Baloyi, now leader of the Xiluva Party, told TimesLIVE when he was DA mayor of Midvaal, from 2013-2021 he was required to submit a list of candidates for municipal heads of departments to the party's federal executive (fedex) before making any appointments.

These positions included city manager, CFO, COO, chief audit executive, chief of police (for metros), chief of emergency services and head of communications and marketing. These are administrative positions and not executive roles which are political appointments. 

“When there was a vacancy for heads of departments, the municipality would undertake its recruitment process but before finalising I would have to write to the provincial leader John Moodey with the list of candidates which he would table at fedex. This was the standard procedure of the party,” he said. 

Baloyi said the municipality could not appoint the candidates without endorsement from the DA's federal executive. Former DA Gauteng leader Moodey confirmed Baloyi's statements but declined to comment further on the matter. 

“This practice hasn’t changed in the DA. If they have nothing to hide, they must release minutes of fedex and you will see that they practised the same cadre deployment that the ANC practised. The interference in appointment of senior staff is the same as the ANC. I used the rule of law to protect professional staff whenever I felt the party was overwhelming administration authority, “Baloyi said.

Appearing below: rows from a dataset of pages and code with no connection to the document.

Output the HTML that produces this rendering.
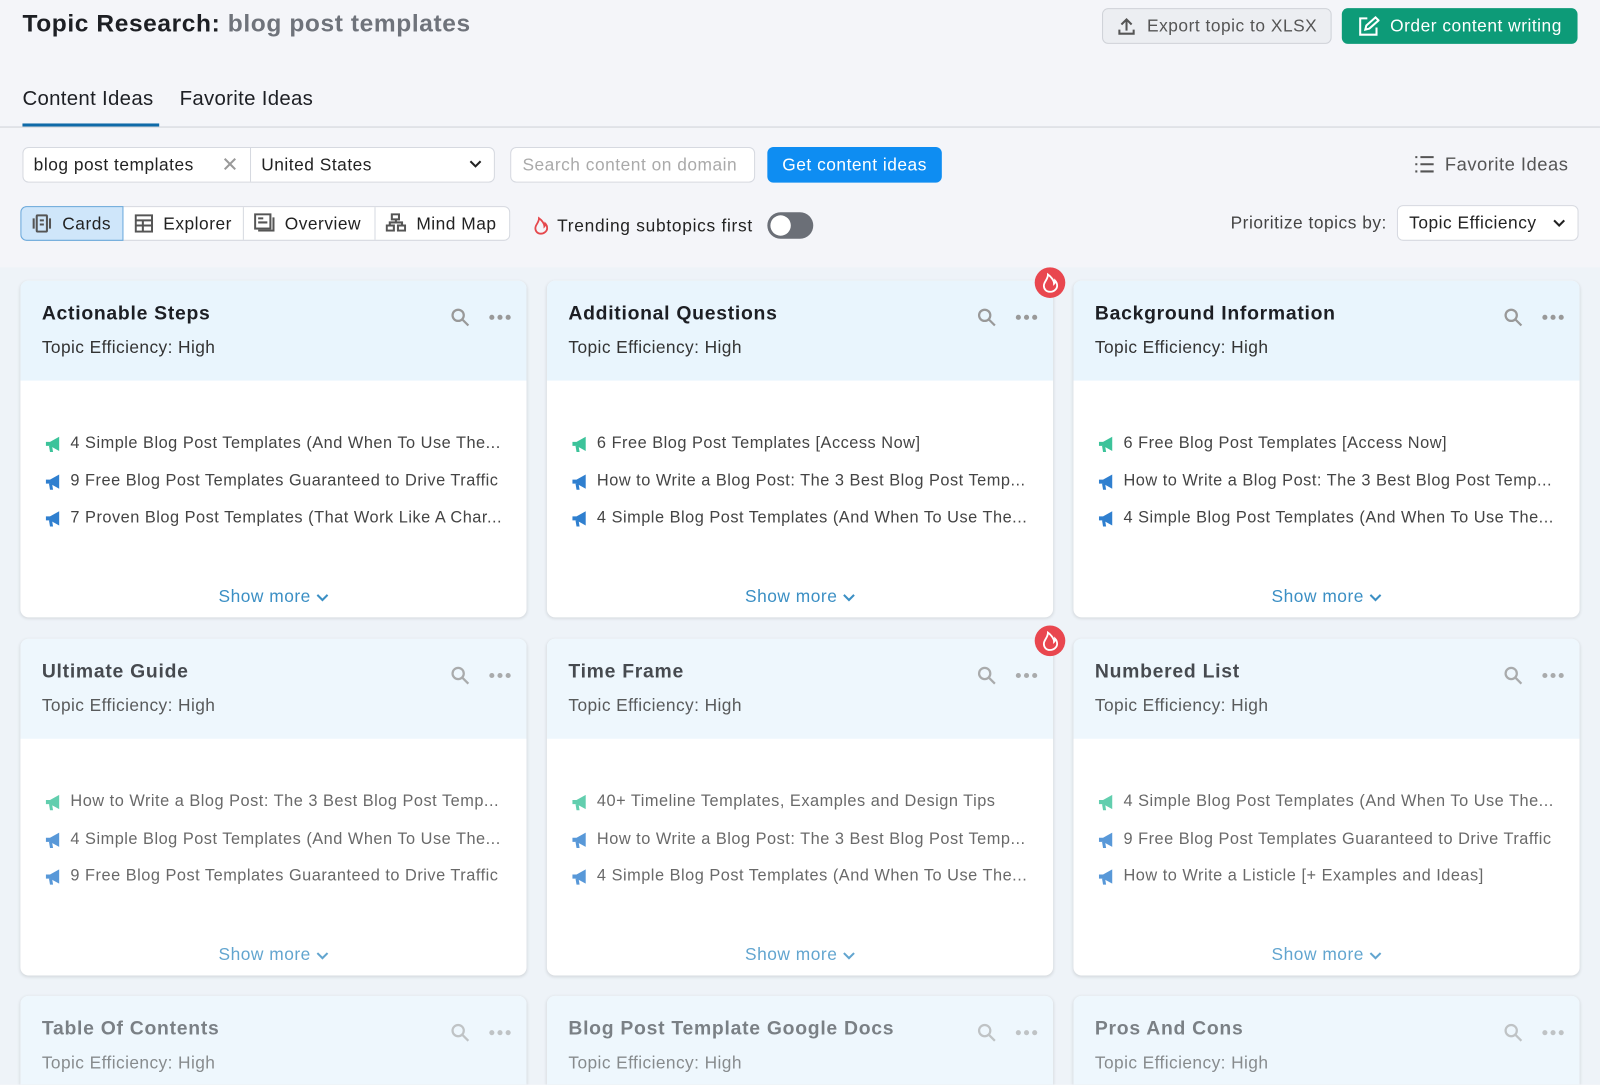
<!DOCTYPE html>
<html><head><meta charset="utf-8"><style>
*{box-sizing:border-box;margin:0;padding:0}
html,body{width:1600px;height:1085px;overflow:hidden;background:#f4f5f9;font-family:"Liberation Sans",sans-serif;letter-spacing:0.5px}
#w{position:absolute;left:0;top:0;width:1568px;height:1063px;transform:scale(1.0204);transform-origin:0 0;overflow:hidden}
.a{position:absolute;white-space:nowrap}
.btn{position:absolute;border-radius:6px;font-size:17px;display:flex;align-items:center;justify-content:center;gap:10px}
.box{position:absolute;background:#fff;border:1px solid #d6d9e0;border-radius:6px}
.card{position:absolute;width:496px;height:330px;background:#fff;border-radius:8px;box-shadow:0 1px 3px rgba(0,0,0,.12);overflow:hidden}
.hd{height:98px;background:#e9f5fd;padding:22px 21px;position:relative}
.t{font-size:19px;font-weight:bold;color:#1d1f24;letter-spacing:0.7px}
.e{font-size:17px;color:#333;margin-top:12px;letter-spacing:0.4px}
.ic{position:absolute;top:26px;right:15px;display:flex;gap:18px;align-items:center}
.it{font-size:16px;color:#444;height:36.5px;display:flex;align-items:center;gap:8px;padding-left:23px;letter-spacing:0.5px}
.items{padding-top:44px}
.sm{position:absolute;bottom:10px;left:0;width:100%;text-align:center;color:#3b8fc4;font-size:17px}
.fire{position:absolute;width:30px;height:30px;border-radius:50%;background:#e9474f;display:flex;align-items:center;justify-content:center}
</style></head><body><div id="w">
<div class="a" style="left:22px;top:10px;font-size:24px;font-weight:bold;color:#1d1f24;letter-spacing:0.6px">Topic Research: <span style="color:#6f737b">blog post templates</span></div>
<div class="btn" style="left:1080px;top:8px;width:225px;height:35px;background:#eceef2;border:1px solid #cfd2d8;color:#555">
<svg width="20" height="20" viewBox="0 0 20 20" fill="none" stroke="#555" stroke-width="2"><path d="M10 14V3M5 8l5-5 5 5M3 13v4h14v-4"/></svg>Export topic to XLSX</div>
<div class="btn" style="left:1315px;top:8px;width:231px;height:35px;background:#0d9b78;color:#fff">
<svg width="22" height="22" viewBox="0 0 22 22" fill="none" stroke="#fff" stroke-width="2"><path d="M10 3H3v16h16v-7M8 14l1-4 9-8 3 3-9 8z"/></svg>Order content writing</div>
<div class="a" style="left:22px;top:86px;font-size:20px;color:#1d1f24;letter-spacing:0.3px">Content Ideas</div>
<div class="a" style="left:176px;top:86px;font-size:20px;color:#1d1f24;letter-spacing:0.3px">Favorite Ideas</div>
<div class="a" style="left:22px;top:121px;width:134px;height:3px;background:#0f6aa8"></div>
<div class="a" style="left:0;top:124px;width:1568px;height:1px;background:#cfd2d8"></div>
<div class="box" style="left:22px;top:144px;width:463px;height:35px"></div>
<div class="a" style="left:245px;top:145px;width:1px;height:33px;background:#d6d9e0"></div>
<div class="a" style="left:33px;top:152px;font-size:17px;color:#222">blog post templates</div>
<div class="a" style="left:217px;top:149px;font-size:20px;color:#999">✕</div>
<div class="a" style="left:256px;top:152px;font-size:17px;color:#222">United States</div>
<svg class="a" style="left:459px;top:156px" width="14" height="10" viewBox="0 0 14 10" fill="none" stroke="#222" stroke-width="2"><path d="M2 2l5 5 5-5"/></svg>
<div class="box" style="left:500px;top:144px;width:240px;height:35px;color:#aaa;font-size:17px;padding:7px 11px">Search content on domain</div>
<div class="btn" style="left:752px;top:144px;width:171px;height:35px;background:#0e8df2;color:#fff">Get content ideas</div>
<svg class="a" style="left:1386px;top:152px" width="20" height="18" viewBox="0 0 20 18" fill="none" stroke="#555" stroke-width="2"><path d="M1 2h2M6 2h13M1 9h2M6 9h13M1 16h2M6 16h13"/></svg>
<div class="a" style="left:1416px;top:151px;font-size:18px;color:#555">Favorite Ideas</div>
<div class="box" style="left:20px;top:202px;width:480px;height:34px"></div>
<div class="a" style="left:20px;top:202px;width:101px;height:34px;background:#cfe6fa;border:1px solid #6aa9dc;border-radius:6px 0 0 6px"></div>
<div class="a" style="left:238px;top:203px;width:1px;height:32px;background:#d6d9e0"></div>
<div class="a" style="left:367px;top:203px;width:1px;height:32px;background:#d6d9e0"></div>
<svg class="a" style="left:31px;top:210px" width="20" height="18" viewBox="0 0 20 18" fill="none" stroke="#555" stroke-width="2"><rect x="5" y="1" width="10" height="16" rx="1"/><path d="M2 4v10M18 4v10M8 6h4M8 10h4"/></svg>
<div class="a" style="left:61px;top:210px;font-size:17px;color:#222">Cards</div>
<svg class="a" style="left:132px;top:210px" width="18" height="18" viewBox="0 0 18 18" fill="none" stroke="#555" stroke-width="2"><rect x="1" y="1" width="16" height="16"/><path d="M1 6h16M1 11h16M8 6v11"/></svg>
<div class="a" style="left:160px;top:210px;font-size:17px;color:#222">Explorer</div>
<svg class="a" style="left:249px;top:209px" width="20" height="18" viewBox="0 0 20 18" fill="none" stroke="#555" stroke-width="2"><rect x="1" y="1" width="15" height="14"/><path d="M4 5h5M4 9h9M19 4v13H4"/></svg>
<div class="a" style="left:279px;top:210px;font-size:17px;color:#222">Overview</div>
<svg class="a" style="left:378px;top:209px" width="20" height="18" viewBox="0 0 20 18" fill="none" stroke="#555" stroke-width="2"><rect x="6" y="1" width="7" height="5"/><rect x="1" y="12" width="7" height="5"/><rect x="12" y="12" width="7" height="5"/><path d="M10 6v3M4 12V9h12v3"/></svg>
<div class="a" style="left:408px;top:210px;font-size:17px;color:#222">Mind Map</div>
<svg class="a" style="left:522px;top:211px" width="16" height="20" viewBox="0 0 18 20" fill="none" stroke="#e5484d" stroke-width="2"><path d="M9 19c-4 0-6-3-6-6 0-4 4-6 4-11 3 2 6 6 6 9 1-1 1-2 1-3 2 2 2 4 2 5 0 3-3 6-7 6z"/></svg>
<div class="a" style="left:546px;top:212px;font-size:17px;color:#222;letter-spacing:0.7px">Trending subtopics first</div>
<div class="a" style="left:752px;top:208px;width:45px;height:26px;border-radius:13px;background:#6b6f77"><div style="position:absolute;left:3px;top:3px;width:20px;height:20px;border-radius:50%;background:#fff"></div></div>
<div class="a" style="left:1206px;top:209px;font-size:17px;color:#444">Prioritize topics by:</div>
<div class="box" style="left:1369px;top:201px;width:178px;height:35px;font-size:17px;color:#222;padding:7px 11px">Topic Efficiency</div>
<svg class="a" style="left:1521px;top:214px" width="14" height="10" viewBox="0 0 14 10" fill="none" stroke="#222" stroke-width="2"><path d="M2 2l5 5 5-5"/></svg>
<div class="a" style="left:0;top:262px;width:1568px;height:801px;background:#eef3f8"></div>
<div id="cards"></div>
</div>
<script>
var mg=function(c){return '<svg width="18" height="18" viewBox="0 0 18 18"><path d="M2 7h4l9-5v14l-9-5H2z" fill="'+c+'"/><path d="M5 11l1 6h3l-1-6z" fill="'+c+'"/></svg>'};
var data=[
["Actionable Steps",0,["4 Simple Blog Post Templates (And When To Use The...","9 Free Blog Post Templates Guaranteed to Drive Traffic","7 Proven Blog Post Templates (That Work Like A Char..."]],
["Additional Questions",1,["6 Free Blog Post Templates [Access Now]","How to Write a Blog Post: The 3 Best Blog Post Temp...","4 Simple Blog Post Templates (And When To Use The..."]],
["Background Information",0,["6 Free Blog Post Templates [Access Now]","How to Write a Blog Post: The 3 Best Blog Post Temp...","4 Simple Blog Post Templates (And When To Use The..."]],
["Ultimate Guide",0,["How to Write a Blog Post: The 3 Best Blog Post Temp...","4 Simple Blog Post Templates (And When To Use The...","9 Free Blog Post Templates Guaranteed to Drive Traffic"]],
["Time Frame",1,["40+ Timeline Templates, Examples and Design Tips","How to Write a Blog Post: The 3 Best Blog Post Temp...","4 Simple Blog Post Templates (And When To Use The..."]],
["Numbered List",0,["4 Simple Blog Post Templates (And When To Use The...","9 Free Blog Post Templates Guaranteed to Drive Traffic","How to Write a Listicle [+ Examples and Ideas]"]],
["Table Of Contents",0,[]],["Blog Post Template Google Docs",0,[]],["Pros And Cons",0,[]]];
var xs=[20,536,1052],ys=[275,626,976],ops=[1,0.8,0.55],h='';
data.forEach(function(d,i){var r=Math.floor(i/3),x=xs[i%3],y=ys[r],o=ops[r];
h+='<div class="card" style="left:'+x+'px;top:'+y+'px;'+(r==2?'height:87px;border-radius:8px 8px 0 0':'')+'"><div class="hd" style="background:'+(o<1?'#eef7fd':'#e9f5fd')+'"><div style="opacity:'+o+'"><div class="t">'+d[0]+'</div><div class="e">Topic Efficiency: High</div></div><div class="ic" style="opacity:'+o+'"><svg width="20" height="20" viewBox="0 0 20 20" fill="none" stroke="#999" stroke-width="2.2"><circle cx="8" cy="8" r="5.5"/><path d="M12 12l6 6"/></svg><svg width="22" height="6"><circle cx="3" cy="3" r="2.5" fill="#999"/><circle cx="11" cy="3" r="2.5" fill="#999"/><circle cx="19" cy="3" r="2.5" fill="#999"/></svg></div></div><div class="items" style="opacity:'+o+'">';
d[2].forEach(function(t,j){h+='<div class="it">'+mg(j==0?'#3cc39a':'#2f7fcf')+t+'</div>'});
h+='</div>'+(d[2].length?'<div class="sm" style="opacity:'+o+'">Show more <svg width="12" height="8" viewBox="0 0 12 8" fill="none" stroke="#3b8fc4" stroke-width="2"><path d="M1 1l5 5 5-5"/></svg></div>':'')+'</div>';
if(d[1])h+='<div class="fire" style="left:'+(x+478)+'px;top:'+(y-13)+'px"><svg width="18" height="20" viewBox="0 0 18 20" fill="none" stroke="#fff" stroke-width="1.8"><path d="M9 19c-4 0-6-3-6-6 0-4 4-6 4-11 3 2 6 6 6 9 1-1 1-2 1-3 2 2 2 4 2 5 0 3-3 6-7 6z"/></svg></div>';
});
document.getElementById('cards').innerHTML=h;
</script>
</body></html>
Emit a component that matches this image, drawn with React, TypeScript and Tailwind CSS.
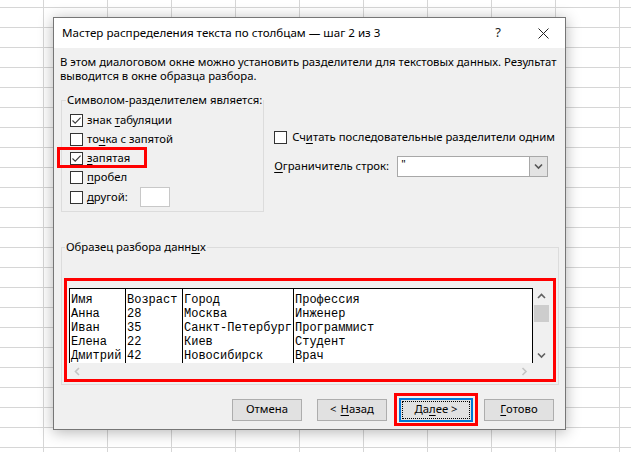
import React from "react";

// mnemonic letter (Windows-style underlined accelerator)
const M = ({ children }: { children: React.ReactNode }) => (
  <span className="underline underline-offset-[2px] decoration-1">{children}</span>
);

function CheckBox({ checked = false }: { checked?: boolean }) {
  return (
    <span className="w-[13px] h-[13px] border border-[#333333] bg-white flex items-center justify-center shrink-0">
      {checked && (
        <svg width="11" height="11" viewBox="0 0 11 11">
          <path d="M1.5 5.5 L4.2 8.2 L9.6 2.6" fill="none" stroke="#3a3a3a" strokeWidth="1.1" />
        </svg>
      )}
    </span>
  );
}

const Chevron = ({ dir, color }: { dir: "up" | "down" | "left" | "right"; color: string }) => {
  const d = {
    up: "M1 5 L4.5 1.5 L8 5",
    down: "M1 1.5 L4.5 5 L8 1.5",
    left: "M5 1 L1.5 4.5 L5 8",
    right: "M1.5 1 L5 4.5 L1.5 8",
  }[dir];
  const vertical = dir === "up" || dir === "down";
  return (
    <svg width={vertical ? 9 : 7} height={vertical ? 7 : 9} viewBox={vertical ? "0 0 9 7" : "0 0 7 9"}>
      <path d={d} fill="none" stroke={color} strokeWidth="1.6" />
    </svg>
  );
};

const rows = [
  ["Имя", "Возраст", "Город", "Профессия"],
  ["Анна", "28", "Москва", "Инженер"],
  ["Иван", "35", "Санкт-Петербург", "Программист"],
  ["Елена", "22", "Киев", "Студент"],
  ["Дмитрий", "42", "Новосибирск", "Врач"],
];
const colWidths = ["w-[56px]", "w-[57px]", "w-[111px]", "flex-1"];

function Button({ children }: { children: React.ReactNode }) {
  return (
    <div className="w-[70px] h-[22px] bg-[#e1e1e1] border border-[#adadad] flex items-center justify-center">
      {children}
    </div>
  );
}

export default function App() {
  return (
    <div className="w-[631px] h-[452px] overflow-hidden whitespace-nowrap bg-white [background-image:linear-gradient(to_right,#d6d6d6_1px,transparent_1px),linear-gradient(to_bottom,#d6d6d6_1px,transparent_1px)] [background-size:64px_20px] [background-position:43px_7px] pl-[53px] pt-[17px] font-['Noto_Sans',sans-serif] text-[11.3px] text-black">
      <div className="w-[513px] h-[413px] border border-[#767676] bg-[#f0f0f0] shadow-[0_2px_14px_rgba(0,0,0,0.3)] flex flex-col">
        {/* title bar */}
        <div className="h-[30px] bg-white flex items-center shrink-0">
          <div className="flex-1 pl-[8px] leading-[16px] text-[11.6px]">Мастер распределения текста по столбцам — шаг 2 из 3</div>
          <div className="w-[46px] text-center text-[13px] text-[#222]">?</div>
          <div className="w-[44px] flex items-center justify-center">
            <svg width="11" height="11" viewBox="0 0 11 11">
              <path d="M0.5 0.5 L10.5 10.5 M10.5 0.5 L0.5 10.5" stroke="#222" strokeWidth="1" />
            </svg>
          </div>
        </div>

        {/* intro */}
        <p className="pl-[6px] pt-[7px] leading-[14px]">
          В этом диалоговом окне можно установить разделители для текстовых данных. Результат
          <br />
          выводится в окне образца разбора.
        </p>

        {/* delimiters + options */}
        <div className="flex mt-[9px]">
          <fieldset className="ml-[7px] w-[202px] shrink-0 border border-[#dcdcdc] p-0">
            <legend className="ml-[4px] px-[1px] leading-[16px]">Символом-разделителем является:</legend>
            <div className="pl-[8px] pt-[3px] pb-[4px] flex flex-col">
              <div className="h-[19px] flex items-center gap-[4px]">
                <CheckBox checked />
                <span>знак <M>т</M>абуляции</span>
              </div>
              <div className="h-[19px] flex items-center gap-[4px]">
                <CheckBox />
                <span>то<M>ч</M>ка с запятой</span>
              </div>
              <div className="relative h-[19px] flex items-center gap-[4px]">
                <CheckBox checked />
                <span><M>з</M>апятая</span>
                <div className="absolute left-[-13px] top-[-2px] w-[90px] h-[21px] border-[3px] border-[#ff0000]" />
              </div>
              <div className="h-[19px] flex items-center gap-[4px]">
                <CheckBox />
                <span><M>п</M>робел</span>
              </div>
              <div className="h-[20px] flex items-center gap-[4px]">
                <CheckBox />
                <span><M>д</M>ругой:</span>
                <div className="ml-[8px] w-[30px] h-[20px] bg-white border border-[#c8c8c8]" />
              </div>
            </div>
          </fieldset>

          <div className="ml-[10px] pt-[36px] flex flex-col">
            <div className="h-[19px] flex items-center gap-[5px]">
              <CheckBox />
              <span>Сч<M>и</M>тать последовательные разделители одним</span>
            </div>
            <div className="mt-[9px] h-[21px] flex items-center">
              <span className="w-[123px]"><M>О</M>граничитель строк:</span>
              <div className="w-[151px] h-[21px] border border-[#a8a8a8] bg-white flex">
                <div className="flex-1 pl-[3px] leading-[14px] text-[11px]">"</div>
                <div className="w-[18px] bg-[#e3e3e3] border-l border-[#a8a8a8] flex items-center justify-center">
                  <Chevron dir="down" color="#555" />
                </div>
              </div>
            </div>
          </div>
        </div>

        {/* data preview */}
        <fieldset className="ml-[7px] mt-[27px] w-[498px] border border-[#dcdcdc] p-0">
          <legend className="ml-[3px] px-[1px] leading-[16px]">Образец разбора данн<M>ы</M>х</legend>
          <div className="pt-[23px] pl-[2px] pb-[2px]">
            <div className="w-[492px] border-[3px] border-[#ff0000]">
              <div className="bg-[#f0f0f0] pl-[2px] pt-[7px] flex flex-col">
                <div className="flex">
                  <div className="w-[464px] h-[75px] bg-white border-t border-r border-black flex font-['Liberation_Mono',monospace] text-[12px] leading-[14px]">
                    {colWidths.map((w, ci) => (
                      <div key={ci} className={`${w} border-l border-black pt-[4px] pl-[1px] flex flex-col`}>
                        {rows.map((r, ri) => (
                          <div key={ri} className="h-[14px]">{r[ci]}</div>
                        ))}
                      </div>
                    ))}
                  </div>
                  <div className="w-[17px] h-[75px] flex flex-col items-center">
                    <div className="h-[16px] flex items-center justify-center">
                      <Chevron dir="up" color="#606060" />
                    </div>
                    <div className="mt-[1px] w-[15px] h-[17px] bg-[#cdcdcd]" />
                    <div className="flex-1" />
                    <div className="h-[16px] flex items-center justify-center">
                      <Chevron dir="down" color="#606060" />
                    </div>
                  </div>
                </div>
                <div className="w-[464px] h-[16px] flex items-center justify-between px-[5px]">
                  <Chevron dir="left" color="#c4c4c4" />
                  <Chevron dir="right" color="#c4c4c4" />
                </div>
              </div>
            </div>
          </div>
        </fieldset>

        {/* buttons */}
        <div className="mt-[8px] flex items-center justify-end pr-[11px]">
          <Button>Отмена</Button>
          <div className="ml-[15px]">
            <Button>
              &lt; <span className="ml-[4px]"><M>Н</M>азад</span>
            </Button>
          </div>
          <div className="ml-[7px] w-[84px] h-[33px] border-[3px] border-[#ff0000] flex items-center justify-center">
            <div className="w-[74px] h-[24px] bg-[#e1e1e1] border-2 border-[#0078d7] flex">
              <div className="flex-1 m-[1px] border border-dotted border-black flex items-center justify-center">
                Да<M>л</M>ее &gt;
              </div>
            </div>
          </div>
          <div className="ml-[6px]">
            <Button>
              <M>Г</M>отово
            </Button>
          </div>
        </div>
      </div>
    </div>
  );
}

Baloyi said some of the Tshwane metro appointments were examples of interference by federal executives in administration. He said in 2016 the DA federal executive blocked the appointment of Lindiwe Kwele as city manager of Tshwane though she aced the interview processes. 

The municipality restarted the process and appointed Moeketsi Mosola, who left the municipality after a scandal involving an alleged R12bn irregular tender granted to engineering consulting company GladAfrica. This was during Solly Msimanga's tenure as mayor.

Tshwane metro's chief of staff Marietha Aucamp resigned in 2018 after she was appointed to the top position without the necessary qualifications.

According to the public protector's report which probed irregular appointments in the Tshwane metro, Aucamp stated that she was never asked about her qualifications by the interview panel. Msimanga and then MMC for corporate and shared services Cilliers Brink, who is the current mayor, were part of the panel which interviewed her. 

The appointment of Msimanga's office executive head Stefan de Villiers, who scored the position without meeting the basic requirements and only had qualifications as a personal trainer, was also found to be irregular by a forensic probe.

“The executive mayor (Msimanga) and his panel did not apply their minds to these transgressions as they solely relied on the advice and information by [Gerald] Shingange, the senior HR official,” the public protector report on irregular appointments read. 

DA leader John Steenhuisen has refuted Baloyi's comments that the DA has practised cadre deployment. 

“The DA has never interfered in selecting municipal managers or senior municipal managers in any municipality ever. There are no minutes that would record that because those deliberations did never take place.

“The sole thing mayors were required to produce was to indicate the process that was followed. This was to precisely avoid a situation where a mayor or a potential coalition could end up with a Floyd Brink or someone like that being punted for a senior position and to make sure the processes followed were fair,” he said.